- Born: Sarah Jane Stourton August 5, 1858 Norton St Philip
- Died: March 16, 1942 (aged 83) Golders Green
- Occupations: educationist and local politician
- Employer: University of St Andrews
- Spouse: Henry Bannister

= Sarah Bannister =

Educationist and politician (1858–1942)

Sarah Bannister LLA born Sarah Jane Stourton (August 5, 1858 – March 16, 1942) was a British educationist, school inspector and district councillor. She and her husband were involved with the pupil-teacher scheme in London. She served for twenty years as a district councillor in Hendon. She was creditted with creating Hendon Free Library.

==Life==
Bannister was born in 1858 in Norton St Philip in Somerset. Her parents were Harriet (born Moon) and John Stourton. Her father was a journeyman mason.

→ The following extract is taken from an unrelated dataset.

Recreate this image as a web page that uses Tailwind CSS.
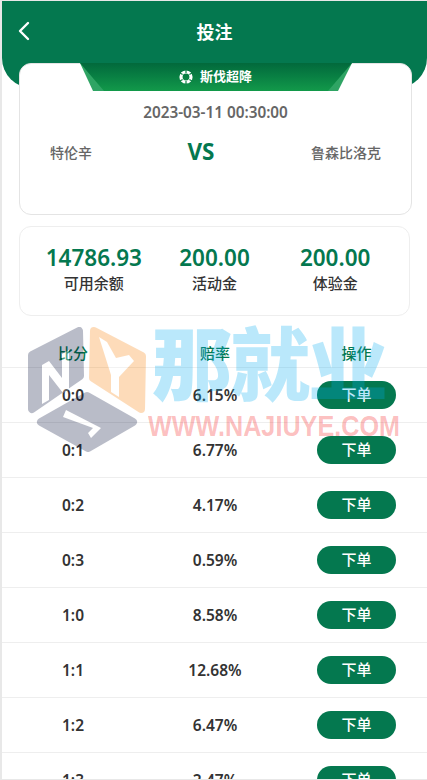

In December 1881 she became the second wife of Henry Bannister who was a widower. Her husband worked for the London School Board (LSB) and in the following month she was made a school inspector and she started teaching evening classes to pupil-teachers. In 1884 the LSB decided to pilot the idea of teaching pupil-teachers at a central location. Bannister and her husband were asked to carry out the experiment. Bannister became the as headmistress of a girls school based in a room under the Lycett Memorial Methodist Chapel in Stepney. Her husband had a similar position teaching boys at Toynbee Hall.

Bannister studied to become a Lady Literate in Arts via the course offered by the University of St Andrews. She enrolled in 1884 and studied for two years. The pressure of her career is presumed to be the reason that she did not complete it until 1896.

In 1887, she was asked to join an Education Department committee looking at the "Pupil-teacher" system chaired by a senior inspector of schools, Thomas Wetherherd Sharpe. Only three women were asked: Elizabeth Phillips Hughes from Cambridge training college, Lydia Manley of Stockwell training college and Bannister. She was called as a witness but she was very involved in the investigation. The committee's report resulted in a policy that caused the closure of the Pupil-teacher centres, hers included, that had been established.

In 1908 she became the principal of a residential day teacher training college at Moorfields. When that college was merged in 1915 she became an assistant inspector of schools. In 1918 the Hendon Women Citizens' Council encouraged her to become a candidate to become an Urban District Councillor. She was elected in 1918 and served until 1938. She was creditted with creating Hendon Free Library.

Bannister died in 1942 in Golders Green.